(Dataset items)
※
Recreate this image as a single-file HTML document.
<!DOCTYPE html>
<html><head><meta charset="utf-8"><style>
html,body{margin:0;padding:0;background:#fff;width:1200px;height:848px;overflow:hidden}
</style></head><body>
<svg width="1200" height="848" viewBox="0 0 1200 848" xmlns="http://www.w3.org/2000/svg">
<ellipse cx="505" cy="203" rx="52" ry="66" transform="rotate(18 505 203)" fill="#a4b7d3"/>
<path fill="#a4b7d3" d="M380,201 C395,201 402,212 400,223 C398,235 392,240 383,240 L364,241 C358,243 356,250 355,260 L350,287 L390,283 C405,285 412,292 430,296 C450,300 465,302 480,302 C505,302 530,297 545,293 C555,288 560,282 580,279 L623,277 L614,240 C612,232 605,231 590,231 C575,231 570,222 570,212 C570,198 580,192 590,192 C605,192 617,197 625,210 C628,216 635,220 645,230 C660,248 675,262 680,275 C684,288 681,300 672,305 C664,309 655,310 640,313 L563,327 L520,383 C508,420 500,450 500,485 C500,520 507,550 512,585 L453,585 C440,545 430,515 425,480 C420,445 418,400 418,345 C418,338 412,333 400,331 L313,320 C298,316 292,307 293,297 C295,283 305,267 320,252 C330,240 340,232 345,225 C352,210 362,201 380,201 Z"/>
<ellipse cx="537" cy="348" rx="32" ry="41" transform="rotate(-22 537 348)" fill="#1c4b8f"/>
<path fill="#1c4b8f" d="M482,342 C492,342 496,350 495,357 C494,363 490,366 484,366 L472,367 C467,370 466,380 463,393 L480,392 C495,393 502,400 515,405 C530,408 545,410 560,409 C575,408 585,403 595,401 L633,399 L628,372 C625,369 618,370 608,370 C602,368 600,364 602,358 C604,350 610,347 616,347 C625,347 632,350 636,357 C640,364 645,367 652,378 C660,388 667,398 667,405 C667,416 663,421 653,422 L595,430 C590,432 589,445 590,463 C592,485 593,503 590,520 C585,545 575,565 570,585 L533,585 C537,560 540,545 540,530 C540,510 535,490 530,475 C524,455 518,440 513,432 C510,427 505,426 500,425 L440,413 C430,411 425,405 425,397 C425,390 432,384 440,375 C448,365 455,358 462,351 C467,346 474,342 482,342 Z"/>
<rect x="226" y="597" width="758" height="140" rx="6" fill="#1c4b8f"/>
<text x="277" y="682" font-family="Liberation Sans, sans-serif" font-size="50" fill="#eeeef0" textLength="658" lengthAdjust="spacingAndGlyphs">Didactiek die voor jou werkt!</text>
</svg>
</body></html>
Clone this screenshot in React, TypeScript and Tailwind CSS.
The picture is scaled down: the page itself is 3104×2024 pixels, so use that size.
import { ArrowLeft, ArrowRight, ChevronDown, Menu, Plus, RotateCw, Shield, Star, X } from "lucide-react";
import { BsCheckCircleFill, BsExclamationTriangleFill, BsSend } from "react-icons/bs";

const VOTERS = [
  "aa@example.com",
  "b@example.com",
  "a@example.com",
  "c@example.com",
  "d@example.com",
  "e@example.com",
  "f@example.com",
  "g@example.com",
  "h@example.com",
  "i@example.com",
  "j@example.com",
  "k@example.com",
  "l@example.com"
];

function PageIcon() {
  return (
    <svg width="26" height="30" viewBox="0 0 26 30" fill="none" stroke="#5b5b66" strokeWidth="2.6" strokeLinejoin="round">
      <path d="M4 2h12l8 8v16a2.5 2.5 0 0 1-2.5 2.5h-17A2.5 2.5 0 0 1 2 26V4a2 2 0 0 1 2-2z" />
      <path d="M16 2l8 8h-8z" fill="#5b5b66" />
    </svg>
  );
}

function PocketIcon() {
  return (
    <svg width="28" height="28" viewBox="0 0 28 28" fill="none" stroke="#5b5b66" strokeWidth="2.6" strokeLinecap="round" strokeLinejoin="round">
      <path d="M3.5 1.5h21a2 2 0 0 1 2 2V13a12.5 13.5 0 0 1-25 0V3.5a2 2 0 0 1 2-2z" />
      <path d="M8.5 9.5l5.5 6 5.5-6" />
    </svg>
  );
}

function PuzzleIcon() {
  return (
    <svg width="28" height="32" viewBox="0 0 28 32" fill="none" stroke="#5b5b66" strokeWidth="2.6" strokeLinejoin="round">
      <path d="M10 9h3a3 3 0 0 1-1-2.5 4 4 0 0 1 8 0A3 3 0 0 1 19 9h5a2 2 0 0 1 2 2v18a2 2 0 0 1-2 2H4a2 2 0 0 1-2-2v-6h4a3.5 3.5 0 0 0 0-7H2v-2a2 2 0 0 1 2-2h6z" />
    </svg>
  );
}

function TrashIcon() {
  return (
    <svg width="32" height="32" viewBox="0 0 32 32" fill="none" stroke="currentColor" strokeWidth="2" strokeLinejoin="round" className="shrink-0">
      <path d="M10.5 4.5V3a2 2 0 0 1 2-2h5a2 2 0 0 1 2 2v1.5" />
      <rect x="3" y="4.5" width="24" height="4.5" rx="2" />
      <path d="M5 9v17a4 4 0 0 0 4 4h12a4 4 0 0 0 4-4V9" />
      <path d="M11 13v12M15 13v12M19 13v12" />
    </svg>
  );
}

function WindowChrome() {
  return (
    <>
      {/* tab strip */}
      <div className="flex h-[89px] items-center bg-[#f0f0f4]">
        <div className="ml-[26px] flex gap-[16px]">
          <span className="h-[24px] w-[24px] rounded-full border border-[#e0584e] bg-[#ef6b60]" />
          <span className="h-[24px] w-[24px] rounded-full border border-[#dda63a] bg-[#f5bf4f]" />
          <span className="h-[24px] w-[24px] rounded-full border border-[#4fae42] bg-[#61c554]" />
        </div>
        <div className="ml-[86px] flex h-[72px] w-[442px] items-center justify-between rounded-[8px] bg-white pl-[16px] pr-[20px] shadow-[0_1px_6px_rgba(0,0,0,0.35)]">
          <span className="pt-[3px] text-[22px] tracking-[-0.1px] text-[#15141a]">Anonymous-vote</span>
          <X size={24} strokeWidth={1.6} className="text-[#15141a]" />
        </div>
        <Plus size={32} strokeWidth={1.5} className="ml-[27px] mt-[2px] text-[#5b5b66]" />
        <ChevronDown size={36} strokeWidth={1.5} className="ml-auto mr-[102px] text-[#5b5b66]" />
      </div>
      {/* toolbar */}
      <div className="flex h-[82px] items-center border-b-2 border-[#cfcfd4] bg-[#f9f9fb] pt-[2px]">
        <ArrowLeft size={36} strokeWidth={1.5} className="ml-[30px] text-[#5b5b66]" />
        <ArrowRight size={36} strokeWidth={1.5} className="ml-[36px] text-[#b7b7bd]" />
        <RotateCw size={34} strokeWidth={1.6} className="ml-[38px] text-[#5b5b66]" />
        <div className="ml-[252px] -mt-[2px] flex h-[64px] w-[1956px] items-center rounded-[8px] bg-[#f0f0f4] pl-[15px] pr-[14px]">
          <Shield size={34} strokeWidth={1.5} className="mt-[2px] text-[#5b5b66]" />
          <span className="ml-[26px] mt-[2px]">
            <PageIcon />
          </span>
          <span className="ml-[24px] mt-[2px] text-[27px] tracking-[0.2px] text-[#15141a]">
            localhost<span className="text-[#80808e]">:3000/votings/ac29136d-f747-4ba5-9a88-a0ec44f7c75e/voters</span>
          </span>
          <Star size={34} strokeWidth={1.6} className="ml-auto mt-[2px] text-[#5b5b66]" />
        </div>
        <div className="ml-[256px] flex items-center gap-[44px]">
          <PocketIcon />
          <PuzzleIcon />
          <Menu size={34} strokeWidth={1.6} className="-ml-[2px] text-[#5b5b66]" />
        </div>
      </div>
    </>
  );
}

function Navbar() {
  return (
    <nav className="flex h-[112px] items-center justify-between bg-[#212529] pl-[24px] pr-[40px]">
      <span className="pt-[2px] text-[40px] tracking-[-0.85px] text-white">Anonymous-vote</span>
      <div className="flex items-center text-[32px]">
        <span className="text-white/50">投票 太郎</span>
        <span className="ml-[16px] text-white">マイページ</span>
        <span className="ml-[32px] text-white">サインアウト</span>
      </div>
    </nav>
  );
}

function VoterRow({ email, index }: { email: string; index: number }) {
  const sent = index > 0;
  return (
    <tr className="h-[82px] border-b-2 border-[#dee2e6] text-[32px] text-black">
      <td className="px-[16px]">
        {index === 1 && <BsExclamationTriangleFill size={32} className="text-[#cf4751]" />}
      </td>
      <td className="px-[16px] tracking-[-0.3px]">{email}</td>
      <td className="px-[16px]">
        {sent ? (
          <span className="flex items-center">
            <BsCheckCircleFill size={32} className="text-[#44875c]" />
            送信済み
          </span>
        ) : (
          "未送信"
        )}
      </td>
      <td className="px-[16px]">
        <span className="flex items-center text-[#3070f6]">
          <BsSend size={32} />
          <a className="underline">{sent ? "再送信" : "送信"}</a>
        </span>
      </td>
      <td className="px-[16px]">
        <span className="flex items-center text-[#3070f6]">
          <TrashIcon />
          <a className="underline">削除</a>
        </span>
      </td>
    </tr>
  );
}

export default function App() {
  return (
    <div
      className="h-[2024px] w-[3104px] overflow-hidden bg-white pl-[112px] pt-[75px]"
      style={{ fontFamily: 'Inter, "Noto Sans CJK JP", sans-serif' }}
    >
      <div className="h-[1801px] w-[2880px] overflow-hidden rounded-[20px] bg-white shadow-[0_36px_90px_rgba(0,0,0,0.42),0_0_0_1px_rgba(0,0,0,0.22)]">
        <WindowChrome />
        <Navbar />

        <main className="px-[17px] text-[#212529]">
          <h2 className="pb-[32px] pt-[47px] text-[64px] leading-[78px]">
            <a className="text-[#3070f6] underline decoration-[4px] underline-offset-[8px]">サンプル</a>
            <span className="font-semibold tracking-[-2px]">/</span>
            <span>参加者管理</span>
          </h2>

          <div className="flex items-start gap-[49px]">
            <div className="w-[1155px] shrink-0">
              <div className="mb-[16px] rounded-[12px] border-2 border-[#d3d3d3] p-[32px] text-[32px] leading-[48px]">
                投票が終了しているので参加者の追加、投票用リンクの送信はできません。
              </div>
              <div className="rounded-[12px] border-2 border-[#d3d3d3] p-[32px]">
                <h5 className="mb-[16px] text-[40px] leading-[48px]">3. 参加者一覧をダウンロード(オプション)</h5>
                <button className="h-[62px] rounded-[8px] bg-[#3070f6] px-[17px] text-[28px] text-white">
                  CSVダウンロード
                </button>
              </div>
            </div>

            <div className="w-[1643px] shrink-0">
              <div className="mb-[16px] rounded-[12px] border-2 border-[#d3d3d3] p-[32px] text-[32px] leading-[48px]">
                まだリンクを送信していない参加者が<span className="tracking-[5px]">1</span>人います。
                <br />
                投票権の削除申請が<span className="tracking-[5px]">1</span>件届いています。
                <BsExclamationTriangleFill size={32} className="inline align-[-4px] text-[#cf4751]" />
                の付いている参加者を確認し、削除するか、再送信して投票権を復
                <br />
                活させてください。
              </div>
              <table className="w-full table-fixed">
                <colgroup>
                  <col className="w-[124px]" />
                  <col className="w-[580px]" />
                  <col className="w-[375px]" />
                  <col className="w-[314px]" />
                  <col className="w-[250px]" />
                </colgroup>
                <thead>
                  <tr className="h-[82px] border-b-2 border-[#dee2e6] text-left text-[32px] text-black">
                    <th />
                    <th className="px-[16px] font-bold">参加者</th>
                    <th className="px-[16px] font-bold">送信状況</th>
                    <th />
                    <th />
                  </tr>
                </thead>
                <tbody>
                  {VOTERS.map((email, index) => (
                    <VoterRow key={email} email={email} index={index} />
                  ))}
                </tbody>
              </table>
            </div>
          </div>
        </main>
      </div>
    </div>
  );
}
※
**Exercise goal:**
Pick out lines containing the word "this", each one as written.

**Exercise output:**
Recreate this image as a single-file HTML document.
Clone this screenshot in React, TypeScript and Tailwind CSS.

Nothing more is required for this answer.